Speeding Up Incremental ETL Processes in SSIS by Using MD5 Hashes

Reading Andy Leonard's Anatomy of an Incremental Load got me itching to share my take on how to do an incremental data load in SSIS using MD5 hashes to track data changes. This would potentially give a huge speed boost to the process by not having to store so many rows in memory just for comparison purposes and removing the bulk of conditional split processing at the same time.

Andy covers a lot of the basics and why doing data loads this way is important, so I encourage everyone to read his article first to get a good idea of why you do incremental loads vs. truncation loads. His article shows why this technique is a general best practice guideline for how you build these types of packages. Do this enough and you'll get used to seeing what I call the ETL Tree since you usually end up with something looking like a tree or a triangle in your Data Flow with your data source at the top and your insert and update destinations at either side of the bottom.

Since this article was inspired by Andy's, I'll be using the Adventureworks.Person.Contact table as my data source as well.

I'm using the SQL Server 2008 x86 version of the AdventureWorks database and we'll be ignoring the PasswordHash, PasswordSalt, AdditionalContactInfo, and rowguid rows for simplicity's sake in this example. First let's start with the script to create our test database and destination table:

-- Create test database
use master
go
if exists(select name from sys.databases where name = 'HashTest')
drop database HashTest
go
create database HashTest
go
-- Create Contact Destination table
use HashTest
go
if exists(select name from sys.tables where name = 'Contact')
drop table dbo.Contact
go
CREATE TABLE dbo.Contact
(
ContactID int NOT NULL,
NameStyle bit NOT NULL,
Title nvarchar(8) NULL,
FirstName nvarchar(50) NOT NULL,
MiddleName nvarchar(50) NULL,
LastName nvarchar(50) NOT NULL,
Suffix nvarchar(10) NULL,
EmailAddress nvarchar(50) NULL,
EmailPromotion int NOT NULL,
Phone nvarchar(25) NULL,
ModifiedDate datetime NOT NULL,
HashValue nvarchar(35) NOT NULL
)

Notice the added field to our destination called HashValue. This character field is where we will store the hash value for our data when it arrives at the destination table.

Now pop open BIDS or Visual Studio and create a new Integration Services project. First create two OLEDB connections, one for the AdventureWorks database and one for the HashTest database. Now drag your data flow task out into the control flow and double click on it to start setting up your data flow. Once inside your data flow drag over an OLE DB Source from the Data Flow Sources section of your toolbox. You should set it up to look like this:

Make sure all of your columns are selected on the Columns screen.

Now we're going to use a transformation script component to calculate the MD5 hash value for each record and add it as a column into the pipeline. Drag the script component task out of the transformations section in your toolbox. Connect your OLE DB Source to it and double click on it to start setting it up.

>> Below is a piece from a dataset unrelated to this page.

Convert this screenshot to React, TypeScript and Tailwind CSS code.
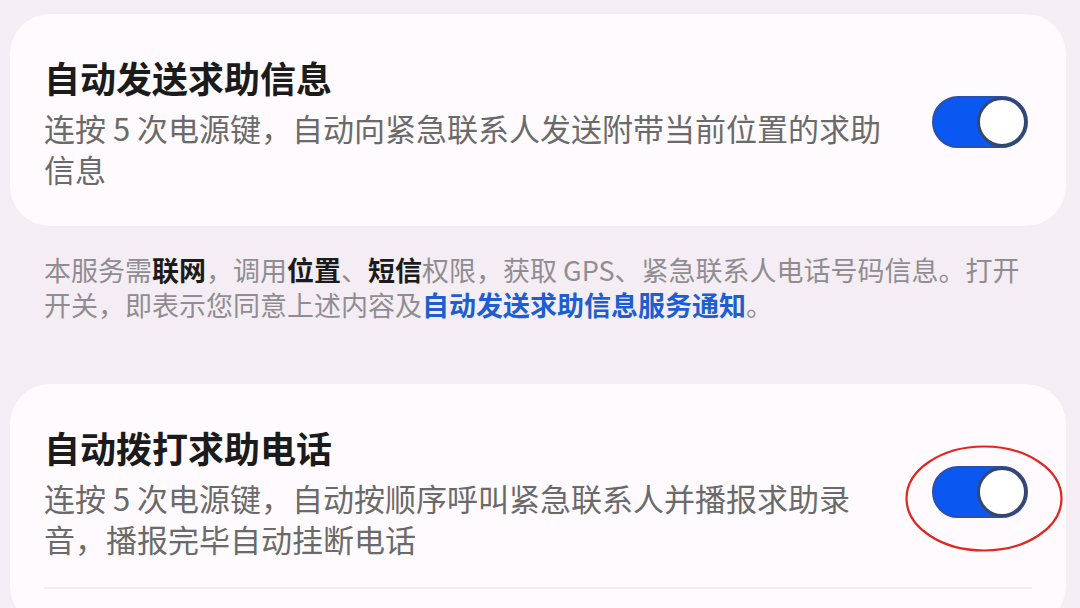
import type { ReactNode } from 'react';

const FONT = '"Noto Sans CJK SC", "Noto Sans", sans-serif';

function Toggle({ circled = false }: { circled?: boolean }) {
  return (
    <div className="relative mr-[4px] shrink-0">
      <div className="relative h-[52px] w-[96px] rounded-full border-2 border-[#2d4fa8] bg-[#0b57f2]">
        <div className="absolute right-[-1px] top-[-1px] h-[50px] w-[50px] rounded-full border-[3px] border-[#34476e] bg-white" />
      </div>
      {circled && (
        <svg
          className="absolute left-[-27px] top-[-21px]"
          width="158"
          height="107"
          viewBox="0 0 158 107"
        >
          <ellipse cx="79" cy="53.5" rx="77.5" ry="52" fill="none" stroke="#e1251f" strokeWidth="2.2" />
        </svg>
      )}
    </div>
  );
}

function SettingCard({
  title,
  lines,
  circled,
  divider,
}: {
  title: string;
  lines: ReactNode[];
  circled?: boolean;
  divider?: boolean;
}) {
  return (
    <div className="ml-[10px] w-[1056px] rounded-[40px] bg-[#fefafd] px-[34px] pt-[40px] pb-[37px]">
      <div className="flex items-center justify-between">
        <div className="flex flex-col gap-[7px]">
          <span className="text-[36px] leading-[46px] font-bold text-[#1b1b1b]">{title}</span>
          <p className="text-[31px] leading-[41px] text-[#6a6a6a]">
            {lines.map((l, i) => (
              <span key={i} className="block whitespace-nowrap">
                {l}
              </span>
            ))}
          </p>
        </div>
        <Toggle circled={circled} />
      </div>
      {divider && <div className="mt-[28px] h-[2px] bg-[#f3ebf1]" />}
    </div>
  );
}

export default function App() {
  return (
    <div
      className="h-[608px] w-[1080px] overflow-hidden bg-[#f4edf3] pt-[14px]"
      style={{ fontFamily: FONT }}
    >
      <SettingCard
        title="自动发送求助信息"
        lines={['连按 5 次电源键，自动向紧急联系人发送附带当前位置的求助', '信息']}
      />

      <div className="mt-[26px] px-[44px] text-[27px] leading-[35px] text-[#8f8d92]">
        <span className="block whitespace-nowrap">
          本服务需<b className="text-[#1b1b1b]">联网</b>，调用<b className="text-[#1b1b1b]">位置</b>、
          <b className="text-[#1b1b1b]">短信</b>权限，获取 GPS、紧急联系人电话号码信息。打开
        </span>
        <span className="block whitespace-nowrap">
          开关，即表示您同意上述内容及
          <b className="text-[#1d5fd0]">自动发送求助信息服务通知</b>。
        </span>
      </div>

      <div className="mt-[62px]">
        <SettingCard
          title="自动拨打求助电话"
          lines={['连按 5 次电源键，自动按顺序呼叫紧急联系人并播报求助录', '音，播报完毕自动挂断电话']}
          circled
          divider
        />
      </div>
    </div>
  );
}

We'll look first at the Input Columns screen. You should see all of the columns from your source in the available input columns box. Check all of them except for your ContactID field. It's somewhat pointless to include this field in the hash calculation as it's what we're going to be doing our matching by, so we have to assume the IDs don't change. Your screen should look similar to this:

Next go to the Inputs and Outputs screen. I always rename the default input and output to something a little friendlier and more descriptive but that's optional. Here you want to add a column to the default output called HashValue and make it a unicode string with a length of 35. It should look something like this:

Now go back up to the Script screen, change the script language to Microsoft Visual Basic 2008 and click on the Edit Script button. We'll do this example in VB.Net so the code can be re-used in SSIS 2005 as well. First, underneath Imports Microsoft.SqlServer.Dts.Runtime.Wrapper add these lines:

Imports Microsoft.SqlServer.Dts.Pipeline
Imports System.Text
Imports System.Security.Cryptography

The Microsoft.SqlServer.Dts.Pipeline namespace will let us access the columns in our data flow pipeline dynamically which will greatly increase the re-usability of this task. System.Text lets us use the StringBuilder class that we'll use to concatenate all of our columns together to build a hash value from. And finally System.Security.Cryptography gives us the tools to actually generate the hash values.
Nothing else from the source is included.